The Hong Kong Initial Public Offering (IPO) market has failed to get lifted from its dampened sentiment after the listing of Chinese liquor company ZJLD Group failed relatively. As reported by CNBC, the shares of ZJLD Group tumbled as hard as 18% on its first day of trading back on April 27, showcasing how much lack of confidence exists in the industry.
Last year was a very turbulent year for the global financial ecosystem as skyrocketing inflation rocked almost every economy. With fiat currencies losing their intrinsic value, many investors went on the sidelines, pursuing safe assets that can at least help preserve capital. While most stock markets saw a battery over the past year, Hong Kong’s was particularly of interest.

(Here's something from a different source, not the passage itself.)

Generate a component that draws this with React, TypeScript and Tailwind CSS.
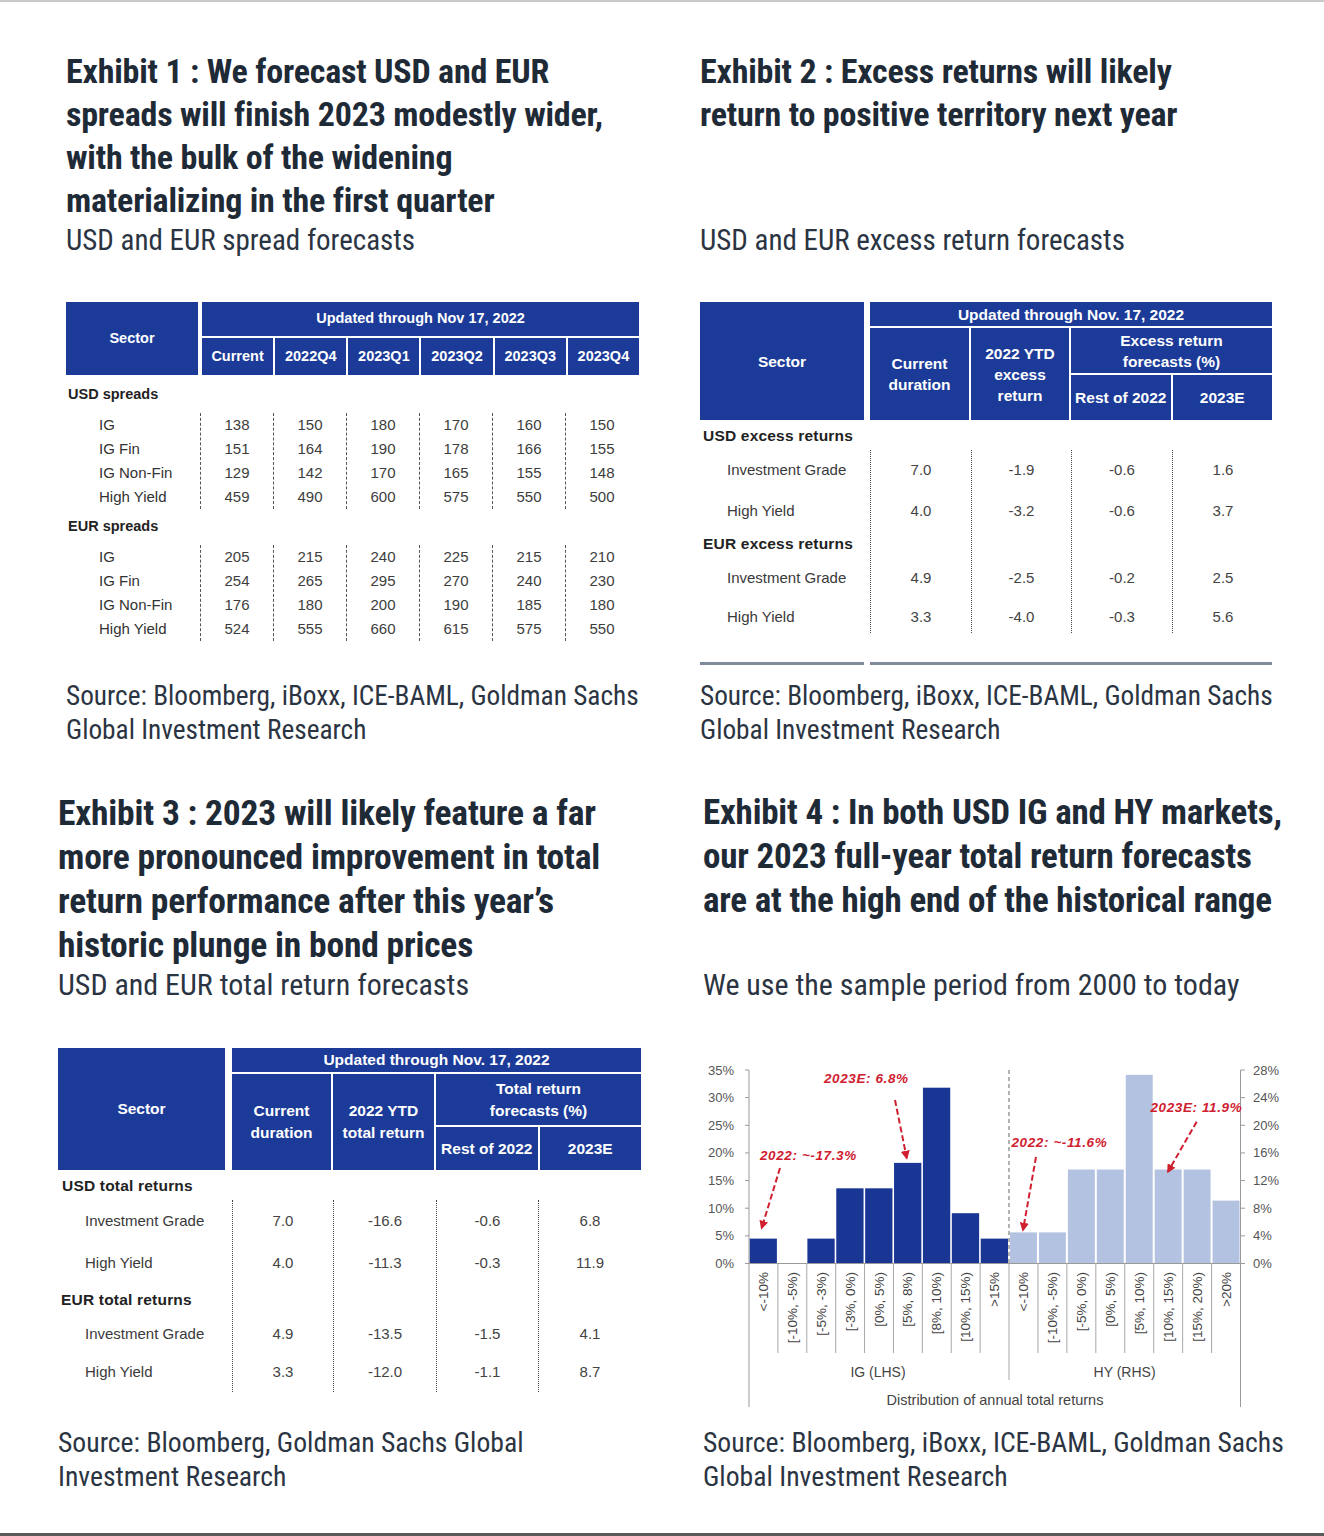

Known as a major financial hub in the Asia-Pacific region, the slow growth of the stock market shows the economy is far from rebounding to normal levels.
“The sentiment in the IPO markets has not built up yet,” Ringo Choi, Asia-Pacific IPO leader at EY said in a statement, adding that “a lot of industries are suffering at the moment.”
Choi noted that the tech firms in Hong Kong are experiencing major pressure from the US-China economic and trade tensions. Additionally, he believes the poor outlook also stems from the falling prices for electric vehicles in the region.
Since the pandemic, the valuations of companies have been dwindling and the current economic climate is making it impossible to revisit these impressive levels anytime soon.
“Valuations at this moment have not picked up as compared to two to three years ago. We still need some time,” said Robert Lui, Hong Kong offering leader of Deloitte China’s Capital Market Services Group.
Impact of Interest Rate Hikes on the Hong Kong IPO Market
Despite the raging impact of inflation in different economies, monetary authorities have not been sitting on their oars, rather, they have been fighting the surge through consistent interest rate hikes. With the Hong Kong stock and IPO market, in general, down by 15% in 2022, it was considered one of the worst performers for the year.
One of the key factors that experts have highlighted is the impact of China’s zero-Covid policy as well as the uncertainty that comes with interest rate hikes.
“The concern is still about the high-interest rate environment and a lot of the attention in the Greater China region is about the recovery of the economy,” said Irene Chu, Partner at KPMG China.
Despite this gloomy outlook, experts are bullish that the year 2023 will mark a major turnaround for the Hong Kong stock market. This bullish sentiment is notably shared by the trio of Deloitte China, EY, and KPMG. This assurance stems from the fact that the Chinese and Hong Kong borders are now reopening for business with more relaxed rules that can generally bolster growth in the short to mid-term.